Publication details

Assessment of the biocontrol potential of natural enemies against psyllid populations in a pear tree orchard during spring


GAJSKI Domagoj PEKÁR Stanislav

Year of publication 2021
Type Article in Periodical
Magazine / Source Pest Management Science
MU Faculty or unit

Faculty of Science

Keywords Anthocoris; molecular gut content analysis; pear orchard; pest control; psyllids; spiders
Description BACKGROUND: Modern pest control management systems are based on the support of naturally occurring arthropod predators, as it has been shown that such predators offer an important ecosystem service. However, most naturally occurring arthropod predators are generalists (euryphagous).
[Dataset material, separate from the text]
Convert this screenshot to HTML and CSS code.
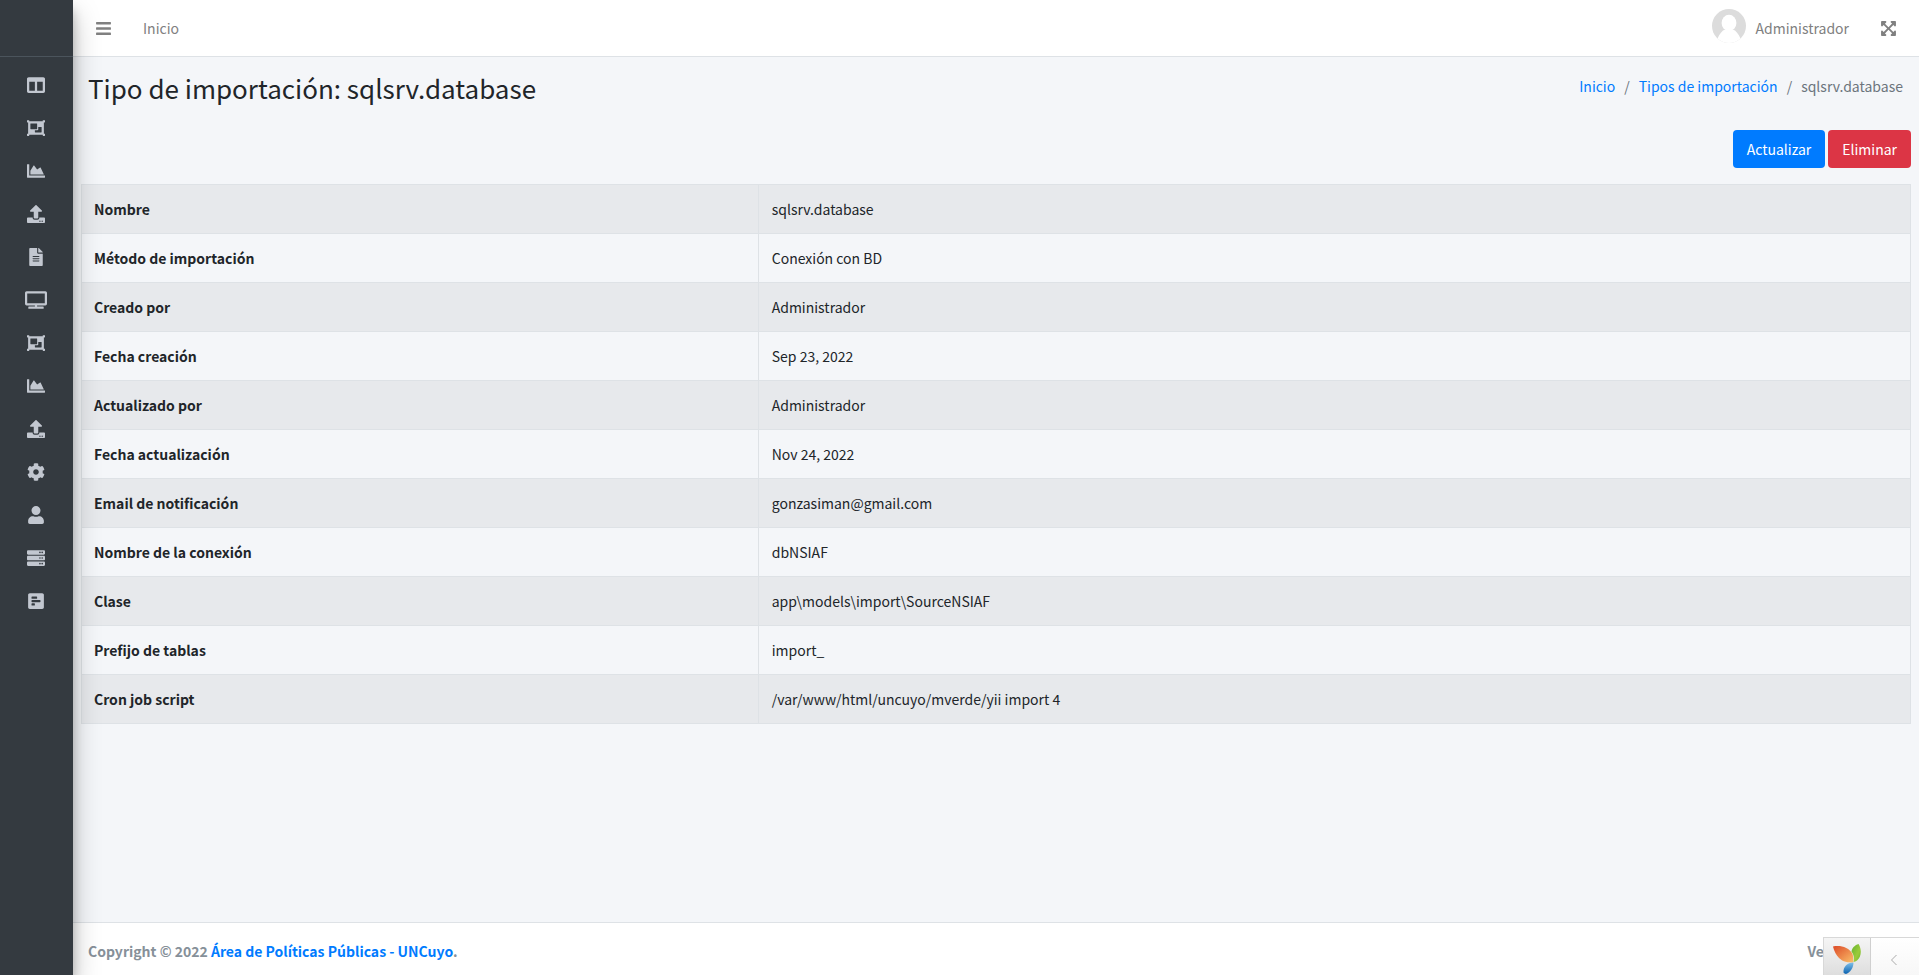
FILE: index.html
```html
<!DOCTYPE html>
<html lang="es">
<head>
  <meta charset="UTF-8" />
  <meta name="viewport" content="width=device-width, initial-scale=1" />
  <title>Tipo de importación: sqlsrv.database</title>
  <link rel="stylesheet" href="styles.css">
</head>
<body>

  <!-- Iconos -->
  <svg class="sprite" aria-hidden="true">
    <symbol id="i-columns" viewBox="0 0 512 512"><path d="M464 32H48C21.49 32 0 53.49 0 80v352c0 26.51 21.49 48 48 48h416c26.51 0 48-21.49 48-48V80c0-26.51-21.49-48-48-48zM224 416H64V160h160v256zm224 0H288V160h160v256z"/></symbol>
    <symbol id="i-group" viewBox="0 0 512 512"><path d="M480 128V96h20c6.627 0 12-5.373 12-12V44c0-6.627-5.373-12-12-12h-40c-6.627 0-12 5.373-12 12v20H64V44c0-6.627-5.373-12-12-12H12C5.373 32 0 37.373 0 44v40c0 6.627 5.373 12 12 12h20v320H12c-6.627 0-12 5.373-12 12v40c0 6.627 5.373 12 12 12h40c6.627 0 12-5.373 12-12v-20h384v20c0 6.627 5.373 12 12 12h40c6.627 0 12-5.373 12-12v-40c0-6.627-5.373-12-12-12h-20V128zM96 276V140c0-6.627 5.373-12 12-12h168c6.627 0 12 5.373 12 12v136c0 6.627-5.373 12-12 12H108c-6.627 0-12-5.373-12-12zm320 96c0 6.627-5.373 12-12 12H236c-6.627 0-12-5.373-12-12v-52h72c13.255 0 24-10.745 24-24v-72h84c6.627 0 12 5.373 12 12v136z"/></symbol>
    <symbol id="i-chart" viewBox="0 0 512 512"><path d="M500 384c6.6 0 12 5.4 12 12v40c0 6.6-5.4 12-12 12H12c-6.6 0-12-5.4-12-12V76c0-6.6 5.4-12 12-12h40c6.6 0 12 5.4 12 12v308h436zM372.7 159.5L288 216l-85.3-113.7c-5.1-6.8-15.5-6.3-19.9 1L96 248v104h384l-89.9-187.8c-3.2-6.5-11.4-8.7-17.4-4.7z"/></symbol>
    <symbol id="i-upload" viewBox="0 0 512 512"><path d="M296 384h-80c-13.3 0-24-10.7-24-24V192h-87.7c-17.8 0-26.7-21.5-14.1-34.1L242.3 5.7c7.5-7.5 19.8-7.5 27.3 0l152.2 152.2c12.6 12.6 3.7 34.1-14.1 34.1H320v168c0 13.3-10.7 24-24 24zm216-8v112c0 13.3-10.7 24-24 24H24c-13.3 0-24-10.7-24-24V376c0-13.3 10.7-24 24-24h136v8c0 30.9 25.1 56 56 56h80c30.9 0 56-25.1 56-56v-8h136c13.3 0 24 10.7 24 24zm-124 88c0-11-9-20-20-20s-20 9-20 20 9 20 20 20 20-9 20-20zm64 0c0-11-9-20-20-20s-20 9-20 20 9 20 20 20 20-9 20-20z"/></symbol>
    <symbol id="i-file" viewBox="0 0 384 512"><path d="M224 136V0H24C10.7 0 0 10.7 0 24v464c0 13.3 10.7 24 24 24h336c13.3 0 24-10.7 24-24V160H248c-13.2 0-24-10.8-24-24zm64 236c0 6.6-5.4 12-12 12H108c-6.6 0-12-5.4-12-12v-8c0-6.6 5.4-12 12-12h168c6.6 0 12 5.4 12 12v8zm0-64c0 6.6-5.4 12-12 12H108c-6.6 0-12-5.4-12-12v-8c0-6.6 5.4-12 12-12h168c6.6 0 12 5.4 12 12v8zm0-72v8c0 6.6-5.4 12-12 12H108c-6.6 0-12-5.4-12-12v-8c0-6.6 5.4-12 12-12h168c6.6 0 12 5.4 12 12zm96-114.1v6.1H256V0h6.1c6.4 0 12.5 2.5 17 7l97.9 98c4.5 4.5 7 10.6 7 16.9z"/></symbol>
    <symbol id="i-tv" viewBox="0 0 640 512"><path d="M592 0H48A48 48 0 0 0 0 48v320a48 48 0 0 0 48 48h240v32H112a16 16 0 0 0-16 16v32a16 16 0 0 0 16 16h416a16 16 0 0 0 16-16v-32a16 16 0 0 0-16-16H352v-32h240a48 48 0 0 0 48-48V48a48 48 0 0 0-48-48zm-16 352H64V64h512z"/></symbol>
    <symbol id="i-cog" viewBox="0 0 512 512"><path d="M487.4 315.7l-42.6-24.6c4.3-23.2 4.3-47 0-70.2l42.6-24.6c4.9-2.8 7.1-8.6 5.5-14-11.1-35.6-30-67.8-54.7-94.6-3.8-4.1-10-5.1-14.8-2.3L380.8 110c-17.9-15.4-38.5-27.3-60.8-35.1V25.8c0-5.6-3.9-10.5-9.4-11.7-36.7-8.2-74.3-7.8-109.2 0-5.5 1.2-9.4 6.1-9.4 11.7V75c-22.2 7.9-42.8 19.8-60.8 35.1L88.7 85.5c-4.9-2.8-11-1.9-14.8 2.3-24.7 26.7-43.6 58.9-54.7 94.6-1.7 5.4.6 11.2 5.5 14L67.3 221c-4.3 23.2-4.3 47 0 70.2l-42.6 24.6c-4.9 2.8-7.1 8.6-5.5 14 11.1 35.6 30 67.8 54.7 94.6 3.8 4.1 10 5.1 14.8 2.3l42.6-24.6c17.9 15.4 38.5 27.3 60.8 35.1v49.2c0 5.6 3.9 10.5 9.4 11.7 36.7 8.2 74.3 7.8 109.2 0 5.5-1.2 9.4-6.1 9.4-11.7v-49.2c22.2-7.9 42.8-19.8 60.8-35.1l42.6 24.6c4.9 2.8 11 1.9 14.8-2.3 24.7-26.7 43.6-58.9 54.7-94.6 1.5-5.5-.7-11.3-5.6-14.1zM256 336c-44.1 0-80-35.9-80-80s35.9-80 80-80 80 35.9 80 80-35.9 80-80 80z"/></symbol>
    <symbol id="i-user" viewBox="0 0 448 512"><path d="M224 256c70.7 0 128-57.3 128-128S294.7 0 224 0 96 57.3 96 128s57.3 128 128 128zm89.6 32h-16.7c-22.2 10.2-46.9 16-72.9 16s-50.6-5.8-72.9-16h-16.7C60.2 288 0 348.2 0 422.4V464c0 26.5 21.5 48 48 48h352c26.5 0 48-21.5 48-48v-41.6c0-74.2-60.2-134.4-134.4-134.4z"/></symbol>
    <symbol id="i-server" viewBox="0 0 512 512"><path d="M480 160H32c-17.673 0-32-14.327-32-32V64c0-17.673 14.327-32 32-32h448c17.673 0 32 14.327 32 32v64c0 17.673-14.327 32-32 32zm-48-88c-13.255 0-24 10.745-24 24s10.745 24 24 24 24-10.745 24-24-10.745-24-24-24zm-64 0c-13.255 0-24 10.745-24 24s10.745 24 24 24 24-10.745 24-24-10.745-24-24-24zm112 248H32c-17.673 0-32-14.327-32-32v-64c0-17.673 14.327-32 32-32h448c17.673 0 32 14.327 32 32v64c0 17.673-14.327 32-32 32zm-48-88c-13.255 0-24 10.745-24 24s10.745 24 24 24 24-10.745 24-24-10.745-24-24-24zm-64 0c-13.255 0-24 10.745-24 24s10.745 24 24 24 24-10.745 24-24-10.745-24-24-24zm112 248H32c-17.673 0-32-14.327-32-32v-64c0-17.673 14.327-32 32-32h448c17.673 0 32 14.327 32 32v64c0 17.673-14.327 32-32 32zm-48-88c-13.255 0-24 10.745-24 24s10.745 24 24 24 24-10.745 24-24-10.745-24-24-24zm-64 0c-13.255 0-24 10.745-24 24s10.745 24 24 24 24-10.745 24-24-10.745-24-24-24z"/></symbol>
    <symbol id="i-poll" viewBox="0 0 448 512"><path d="M448 432V80c0-26.5-21.5-48-48-48H48C21.5 32 0 53.5 0 80v352c0 26.5 21.5 48 48 48h352c26.5 0 48-21.5 48-48zM112 192c-8.84 0-16-7.16-16-16v-32c0-8.84 7.16-16 16-16h128c8.84 0 16 7.16 16 16v32c0 8.84-7.16 16-16 16H112zm0 96c-8.84 0-16-7.16-16-16v-32c0-8.84 7.16-16 16-16h224c8.84 0 16 7.16 16 16v32c0 8.84-7.16 16-16 16H112zm0 96c-8.84 0-16-7.16-16-16v-32c0-8.84 7.16-16 16-16h64c8.84 0 16 7.16 16 16v32c0 8.84-7.16 16-16 16h-64z"/></symbol>
    <symbol id="i-bars" viewBox="0 0 448 512"><path d="M16 132h416c8.837 0 16-7.163 16-16V76c0-8.837-7.163-16-16-16H16C7.163 60 0 67.163 0 76v40c0 8.837 7.163 16 16 16zm0 160h416c8.837 0 16-7.163 16-16v-40c0-8.837-7.163-16-16-16H16c-8.837 0-16 7.163-16 16v40c0 8.837 7.163 16 16 16zm0 160h416c8.837 0 16-7.163 16-16v-40c0-8.837-7.163-16-16-16H16c-8.837 0-16 7.163-16 16v40c0 8.837 7.163 16 16 16z"/></symbol>
    <symbol id="i-expand" viewBox="0 0 448 512"><path d="M448 344v112a23.94 23.94 0 0 1-24 24H312c-21.39 0-32.09-25.9-17-41l36.2-36.2L224 295.6 116.77 402.9 153 439c15.09 15.1 4.39 41-17 41H24a23.94 23.94 0 0 1-24-24V344c0-21.4 25.89-32.1 41-17l36.19 36.2L184.46 256 77.18 148.7 41 185c-15.1 15.1-41 4.4-41-17V56a23.94 23.94 0 0 1 24-24h112c21.39 0 32.09 25.9 17 41l-36.2 36.2L224 216.4l107.23-107.3L295 73c-15.09-15.1-4.39-41 17-41h112a23.94 23.94 0 0 1 24 24v112c0 21.4-25.89 32.1-41 17l-36.19-36.2L263.54 256l107.28 107.3L407 327.1c15.1-15.2 41-4.5 41 16.9z"/></symbol>
  </svg>

  <div class="wrapper">
    <aside class="sidebar">
      <div class="brand"></div>
      <nav class="side-nav" aria-label="Menú lateral">
        <a href="#" aria-label="Tableros"><svg><use href="#i-columns"/></svg></a>
        <a href="#" aria-label="Grupos"><svg><use href="#i-group"/></svg></a>
        <a href="#" aria-label="Gráficos"><svg><use href="#i-chart"/></svg></a>
        <a href="#" aria-label="Importar"><svg><use href="#i-upload"/></svg></a>
        <a href="#" aria-label="Documentos"><svg><use href="#i-file"/></svg></a>
        <a href="#" aria-label="Pantallas"><svg class="wide"><use href="#i-tv"/></svg></a>
        <a href="#" aria-label="Tipos de grupo"><svg><use href="#i-group"/></svg></a>
        <a href="#" aria-label="Tipos de gráfico"><svg><use href="#i-chart"/></svg></a>
        <a href="#" aria-label="Tipos de importación"><svg><use href="#i-upload"/></svg></a>
        <a href="#" aria-label="Configuración"><svg><use href="#i-cog"/></svg></a>
        <a href="#" aria-label="Usuarios"><svg><use href="#i-user"/></svg></a>
        <a href="#" aria-label="Servidor"><svg><use href="#i-server"/></svg></a>
        <a href="#" aria-label="Registros"><svg><use href="#i-poll"/></svg></a>
      </nav>
    </aside>

    <div class="page">
      <header class="navbar">
        <button type="button" class="icon-btn" aria-label="Menú"><svg><use href="#i-bars"/></svg></button>
        <a href="#" class="nav-link">Inicio</a>
        <a href="#" class="user">
          <svg class="avatar" viewBox="0 0 34 34">
            <clipPath id="round"><circle cx="17" cy="17" r="17"/></clipPath>
            <g clip-path="url(#round)">
              <rect width="34" height="34" fill="#dcdcdc"/>
              <ellipse cx="17" cy="14" rx="7.4" ry="8.2" fill="#fff"/>
              <path d="M4 33c2-5 4-9 7-11.500c1.500-1 3-1 4-.5h4c1-.5 2.500-.5 4 .5c3 2.500 5 6.500 7 11.500v2H4z" fill="#fff"/>
            </g>
          </svg>
          Administrador
        </a>
        <button type="button" class="icon-btn" aria-label="Pantalla completa"><svg><use href="#i-expand"/></svg></button>
      </header>

      <main class="content">
        <div class="content-header">
          <h1>Tipo de importación: sqlsrv.database</h1>
          <ol class="breadcrumb">
            <li><a href="#">Inicio</a></li>
            <li><a href="#">Tipos de importación</a></li>
            <li>sqlsrv.database</li>
          </ol>
        </div>

        <div class="actions">
          <a href="#" class="btn btn-primary">Actualizar</a>
          <button type="button" class="btn btn-danger">Eliminar</button>
        </div>

        <table class="detail">
          <tr><th scope="row">Nombre</th><td>sqlsrv.database</td></tr>
          <tr><th scope="row">Método de importación</th><td>Conexión con BD</td></tr>
          <tr><th scope="row">Creado por</th><td>Administrador</td></tr>
          <tr><th scope="row">Fecha creación</th><td>Sep 23, 2022</td></tr>
          <tr><th scope="row">Actualizado por</th><td>Administrador</td></tr>
          <tr><th scope="row">Fecha actualización</th><td>Nov 24, 2022</td></tr>
          <tr><th scope="row">Email de notificación</th><td>gonzasiman@gmail.com</td></tr>
          <tr><th scope="row">Nombre de la conexión</th><td>dbNSIAF</td></tr>
          <tr><th scope="row">Clase</th><td>app\models\import\SourceNSIAF</td></tr>
          <tr><th scope="row">Prefijo de tablas</th><td>import_</td></tr>
          <tr><th scope="row">Cron job script</th><td>/var/www/html/uncuyo/mverde/yii import 4</td></tr>
        </table>
      </main>

      <footer class="footer">
        <strong>Copyright © 2022 <a href="#">Área de Políticas Públicas - UNCuyo</a>.</strong>
        <strong class="version">Ve</strong>
      </footer>
    </div>
  </div>

  <!-- Barra de depuración -->
  <div class="debug-bar">
    <a href="#" class="debug-logo" aria-label="Yii Debugger">
      <svg viewBox="0 0 28 30">
        <defs>
          <linearGradient id="g-red" x1="0" y1="0" x2="1" y2="1"><stop offset="0" stop-color="#dc4a27"/><stop offset="1" stop-color="#fbc06a"/></linearGradient>
          <linearGradient id="g-green" x1="0" y1="0" x2="1" y2="1"><stop offset="0" stop-color="#62b32e"/><stop offset=".6" stop-color="#9ccb3b"/><stop offset="1" stop-color="#6bb52e"/></linearGradient>
          <linearGradient id="g-blue" x1="0" y1="0" x2="0" y2="1"><stop offset="0" stop-color="#7fc0ea"/><stop offset="1" stop-color="#0b62b0"/></linearGradient>
        </defs>
        <path d="M0 2.500C7 1 16 3 19.500 10c1 3 1 6 .5 8.500C15 18.500 10 18 6 14C3 11 1 7 0 2.500z" fill="url(#g-red)"/>
        <path d="M25.500 0c3.500 5 3 13-1.500 16.500c-1 .8-2.500 1.300-3.500 1.500c1-4 .5-7-2-10.500C19 4 22 1 25.500 0z" fill="url(#g-green)"/>
        <path d="M20.500 18.500c0 5-3 10-7.500 11.500c-1-.2-2-.8-2.500-1.500C10 23 14 18.500 20.500 18.500z" fill="url(#g-blue)"/>
      </svg>
    </a>
    <button type="button" class="debug-toggle" aria-label="Abrir barra">
      <svg viewBox="0 0 8 12"><path d="M6.500 1L1.500 6l5 5"/></svg>
    </button>
  </div>

</body>
</html>
```
FILE: styles.css
```css
:root {
  --blue: #007bff;
  --red: #dc3545;
  --dark: #343a40;
  --border: #dee2e6;
  --bg: #f4f6f9;
  --text: #212529;
}
* {
  margin: 0;
  padding: 0;
  box-sizing: border-box;
}
body {
  font-family: "Source Sans Pro", "Noto Sans CJK JP", "Open Sans", sans-serif;
  font-size: 14px;
  line-height: 24px;
  color: var(--text);
  background: var(--bg);
}
a {
  color: var(--blue);
  text-decoration: none;
}
button {
  font: inherit;
  border: none;
  background: none;
  cursor: pointer;
}
svg {
  display: block;
  fill: currentColor;
}
.sprite {
  display: none;
}
.wrapper {
  display: flex;
  min-height: 100vh;
}

/* --- Menú lateral --- */
.sidebar {
  flex: 0 0 73px;
  background: var(--dark);
  box-shadow: 0 14px 28px rgba(0,0,0,.25), 0 10px 10px rgba(0,0,0,.22);
  z-index: 2;
}
.brand {
  height: 57px;
  border-bottom: 1px solid #4b545c;
}
.side-nav {
  display: flex;
  flex-direction: column;
  gap: 3px;
  padding: 8px 9px 8px 8px;
}
.side-nav a {
  display: flex;
  align-items: center;
  justify-content: center;
  height: 40px;
  color: #c2c7d0;
}
.side-nav svg {
  width: 18px;
  height: 18px;
}
.side-nav .wide {
  width: 22px;
}

/* --- Barra superior --- */
.page {
  flex: 1;
  min-width: 0;
  display: flex;
  flex-direction: column;
}
.navbar {
  display: flex;
  align-items: center;
  height: 57px;
  padding: 0 8px;
  background: #fff;
  border-bottom: 1px solid var(--border);
}
.icon-btn {
  padding: 12px 14px;
  color: gray;
}
.icon-btn svg {
  width: 17px;
  height: 17px;
}
.nav-link,
.user {
  padding: 8px 17px;
  color: gray;
}
.user {
  display: flex;
  align-items: center;
  gap: 10px;
  margin-left: auto;
}
.avatar {
  width: 34px;
  height: 34px;
  margin-bottom: 4px;
}

/* --- Contenido --- */
.content {
  flex: 1;
  padding: 0 8px;
}
.content-header {
  display: flex;
  justify-content: space-between;
  padding: 14px 8px 16px 7px;
}
h1 {
  font-size: 26px;
  font-weight: 400;
  line-height: 34px;
}
.breadcrumb {
  display: flex;
  list-style: none;
  padding-top: 3px;
  color: #6c757d;
}
.breadcrumb li + li::before {
  content: "/";
  padding: 0 9px;
}
.actions {
  display: flex;
  justify-content: flex-end;
  gap: 3px;
  margin: 9px 0 16px;
}
.btn {
  padding: 7px 14px;
  border-radius: 4px;
  color: #fff;
}
.btn-primary {
  background: var(--blue);
}
.btn-danger {
  background: var(--red);
}
.detail {
  width: 100%;
  border-collapse: collapse;
}
.detail th,
.detail td {
  padding: 12px;
  border: 1px solid var(--border);
  text-align: left;
}
.detail th {
  width: 37%;
}
.detail td {
  padding-left: 13px;
}
.detail tr:nth-child(odd) {
  background: rgba(0,0,0,.05);
}

/* --- Pie --- */
.footer {
  display: flex;
  justify-content: space-between;
  padding: 16px 16px 12px 15px;
  background: #fff;
  border-top: 1px solid var(--border);
  color: #869099;
}
.version {
  padding-right: 79px;
}

/* --- Barra de depuración --- */
.debug-bar {
  position: fixed;
  right: 0;
  bottom: 0;
  z-index: 10;
  display: flex;
  width: 96px;
  height: 38px;
  border: 1px solid #d8d8d8;
  border-width: 1px 0 0 1px;
  background: linear-gradient(#fff, #f7f7f7);
}
.debug-logo {
  display: flex;
  align-items: center;
  justify-content: center;
  width: 47px;
  border-right: 1px solid #d0d0d0;
  background: linear-gradient(#f5f5f5, #dedede);
}
.debug-logo svg {
  width: 28px;
  height: 30px;
  margin-top: 4px;
}
.debug-toggle {
  display: flex;
  flex: 1;
  align-items: center;
  justify-content: center;
  padding: 6px 2px 0 0;
}
.debug-toggle svg {
  width: 8px;
  height: 12px;
  fill: none;
  stroke: #aaa;
}
```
Their role in the biological control of specific pests has been recognized but remains poorly studied. Here, we focused on the naturally occurring arthropod predators of psyllids - the main insect pest of pear trees. We investigated the abundance of psyllids and all of their potential enemies in an abandoned pear orchard on a weekly basis from early spring to early summer. In addition, employing polymerase chain reaction diagnostics and specific primers, we investigated the predation rate on psyllids in all predators collected. RESULTS: We found four predatory groups: spiders were the most abundant (60%, N = 756), followed by coccinellid beetles, anthocorid bugs and cantharid beetles. Anthocorids and spiders had the highest predation rates among the predatory groups. Among spiders, >50% of foliage-dwelling spiders (belonging to the genera Philodromus and Clubiona; N = 206) were positive for psyllids and showed a numerical response to the abundance of psyllids. CONCLUSION: We conclude that foliage-dwelling spiders are, of the four groups, the most important natural enemies of psyllids on pear trees during spring in Central Europe, as they outnumber specialized Anthocoris bugs.